Коллега из Краматорска пакует вещи. Уезжает с семьей в Киев. Рассказывает: “…Ко мне приходили три раза. Последний раз на том месте, где вы сидите, сидел человек, а вот тут, где ваш блокнот, лежал автомат. Мне казалось, я слышу его запах.
Знаете, как пахнет дуло автомата? А я знаю…”
Его издание в черном списке сепаратистов. Это называется “Список 5 колонны Краматорска”.
За моей спиной он быстро закрывает офис на ключ. “Вы что, сейчас пойдете мимо исполкома (где расположен штаб ДНР – авт.)? Вам не страшно?” – спрашивает он.

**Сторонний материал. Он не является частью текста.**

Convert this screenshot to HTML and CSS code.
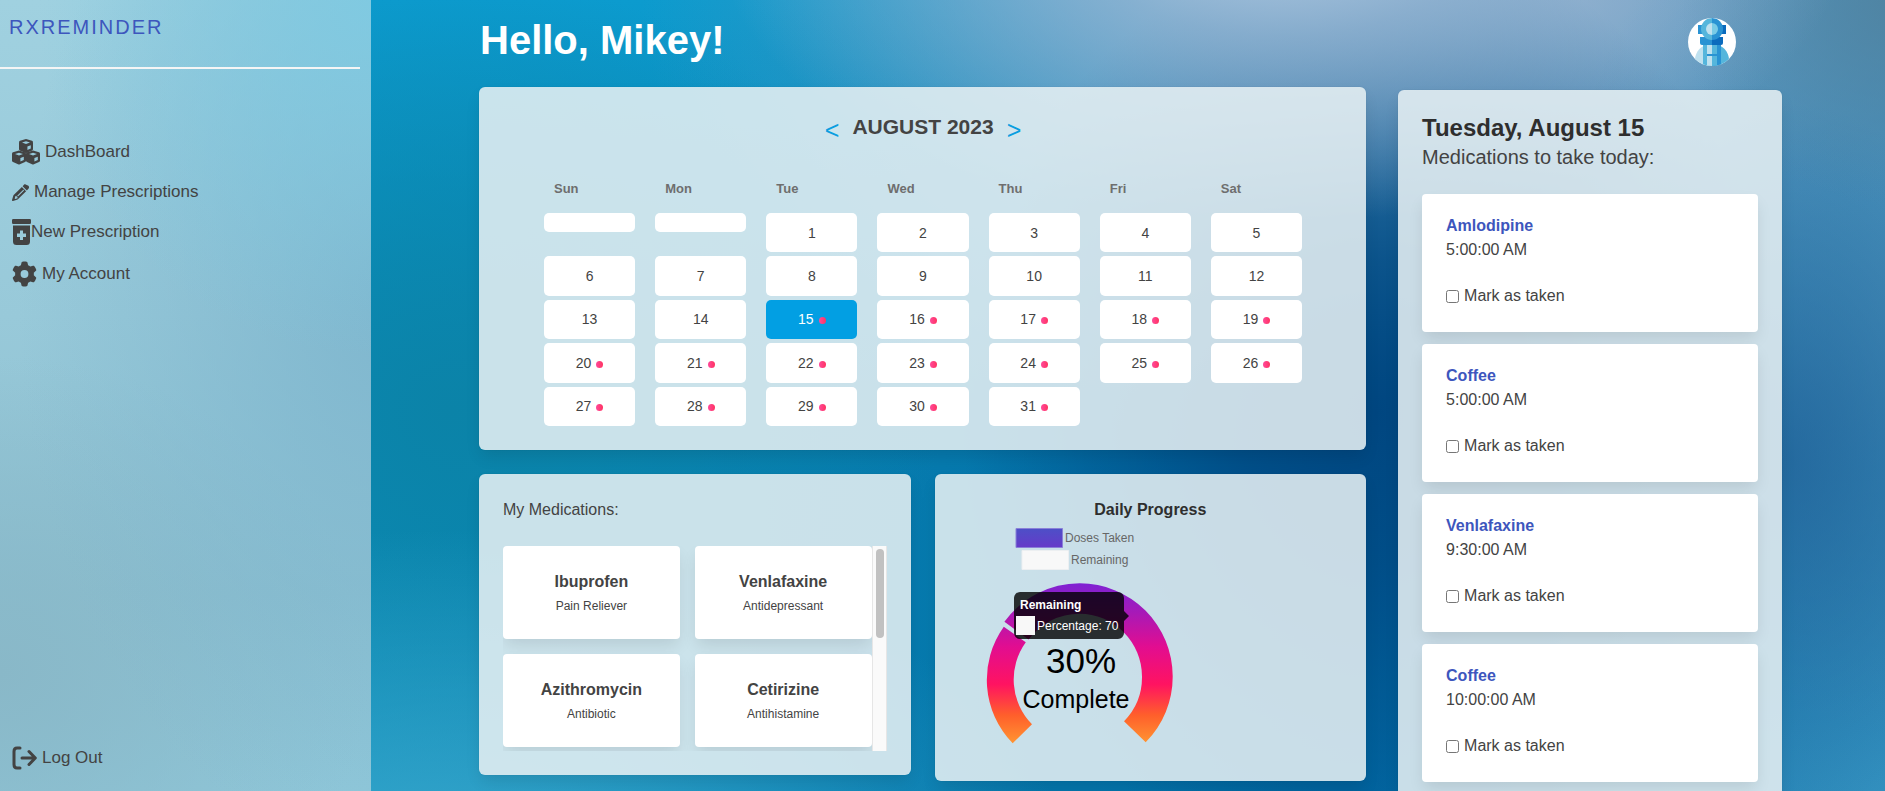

И от его вопроса мне становится страшно.
Возле исполкома парень в камуфляже и с автоматом целуется с девушкой. Я бы сняла. Но только я достаю фотоаппарат, как подруга хватает меня за руку: теперь страшно ей. С нами ее ребенок. Я не снимаю, хотя кадр мне очень нравится.
Страшно, когда ни один из шести человек в Славянске, контакты которых мне дали друзья и знакомые, не согласился подтвердить, что я еду к нему в гости.
“Нет, – говорили мне, – это рискованно”.
“Почему рискованно?” – “Рискованно говорить, почему рискованно”. В реальности ответ звучал как “Ну не по телефону же…”
“Водитель, – говорит женщина на переднем сиденье автобуса Краматорск-Донецк. – Мне только что позвонила дочь, сказала, что возле Донецка стреляют”.
“Ну и что? – отвечает водитель. – Я в Славянске живу, там каждый день стреляют”.
Кто-то в автобусе говорит: “Позвоните дочке, спросите, из чего стреляют – из автомата или из ракеты”. Все смеются.
Донецк уже заблокирован. На станции Ясиноватая водитель всех высаживает. “Сепаратистов ищут, – бурчит недовольный мужик с тяжелым лицом. – Сами они сепаратисты, киевляне долбанные…” Я осторожно протискиваюсь к выходу мимо него.
Едем в Донецк на электричке. Над ней проносится вертолет и выпускает очередь. “Ложись!” – кричит кондуктор. Все бросаются на пол.
Дальше был вокзал, киевский поезд, из которого сепаратисты сначала выгнали людей на перрон, а потом скрылись в направлении товарного депо. У проводницы – белые губы: “Когда это закончится? Ездим как на фронт”.
На границе Днепропетровской области – наши блокпосты. Наши флаги. Мы шлем ребятам воздушные поцелуи.